Operating a broadcast facility using microservices and containers may well deliver exceptional flexibility, scalability, and resilience. However, the hardware the microservices architecture it is running on will always have its limits, whether in terms of physical resource or cost. Monitoring not only improves our understanding of the limits but helps us build more efficient infrastructures to make the best of the available resource and budgets.

On-prem datacenters are much more flexible than the traditional broadcast workflows but are still limited by the amount of physical hardware available. The flexibility we speak of is brought about by the assumption that the datacenter can be built to accommodate the average workflows and then scale to public cloud providers to meet peak demand, or dynamically repurpose existing resource in their datacenter.

Therefore, there are two challenges system administrators must address when scaling workflows: when to scale, and by how much? Furthermore, we also need to know when a system is misbehaving or a fault maybe developing. And both of these can be solved using intelligent monitoring.

Monitoring makes order out of apparent chaos. Whether measuring the voltage of a camera sensor or the loudness of an audio feed, the function of monitoring allows us to take a deeper look into the system to make sense of how it is operating. And this is particularly important for dynamic and highly scalable systems.

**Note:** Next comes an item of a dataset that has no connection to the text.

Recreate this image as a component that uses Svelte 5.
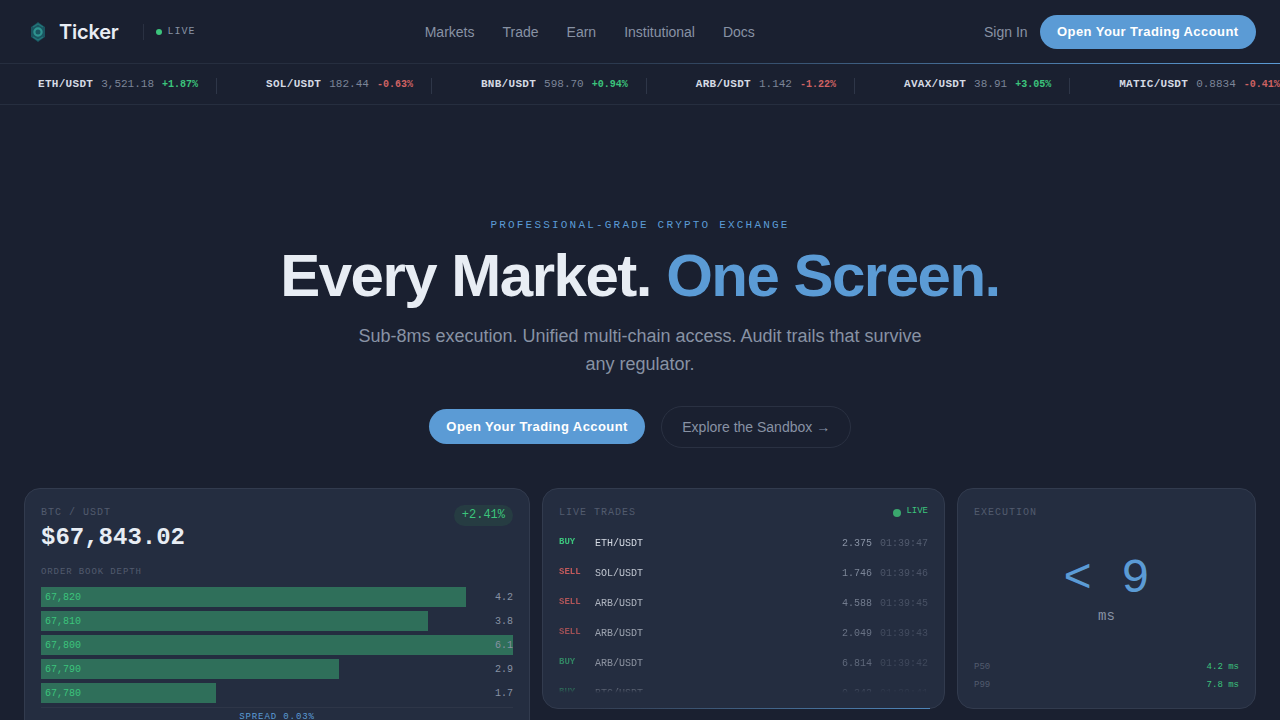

DevOps describes both a system of working and the people who carry out the functions. It’s like a bridge that joins the technology, architecture, and business operations all under one umbrella. DevOps encourages personal responsibility so that individuals can react quickly using agile methodologies while at the same time encouraging team collaboration to build and manage dynamic systems, especially for cloud, virtualized, and microservice architectures.

Deep monitoring helps DevOps understand how a system is performing so that they can both maintain reliability and understand which areas can be automated. Allowing virtualized, cloud, and microservice architectures to automatically scale up and down is key to building infrastructures that increase and decrease to meet the needs of the business. Consequently, monitoring must be built into the infrastructure from the ground up and not as an afterthought when the particular function has been designed and implemented.

Datacenter system administrators are used to monitoring metrics such as server uptime and storage capacity. A whole host of opensource tools such as Prometheus and Nagios provide a good insight to show how systems are performing in terms of CPU allocation, memory usage and available storage. But to allow microservice architectures to make much more efficient use of the underlying hardware and available budget, we must go several levels deeper in terms of monitoring.

Fig 1 - Monitoring software can be run as a pod on a node within the microservice architecture. A large broadcast infrastructure may contain many monitoring agents distributed all over the world.

Fig 1 - Monitoring software can be run as a pod on a node within the microservice architecture. A large broadcast infrastructure may contain many monitoring agents distributed all over the world.

Maintaining Resource

One of the advantages of microservices is that we can enable the function on a need-to-use basis. Although this is achievable with virtualized servers, where virtual machine instances are spun up as required, the spin-up latency can run into several minutes, whereas the spin-up latency of the microservice is often less than a few seconds. Therefore, virtualized servers are often left running in the background unused, which in a highly optimized system is wasteful of resource.

Physical and virtualized servers form the nodes of the microservice architecture where the high-level monitoring takes place. As the node can run on a virtualized server, the configuration of the virtualization may form another level of resilience. For example, if the physical servers were clustered then several machines could be clustered and each of the clusters could be allocated to a node. This level of abstraction provides much greater resilience, however, the virtualization will need to be monitored to confirm the nodes are working within the limits of the available resource and that all servers are functioning correctly.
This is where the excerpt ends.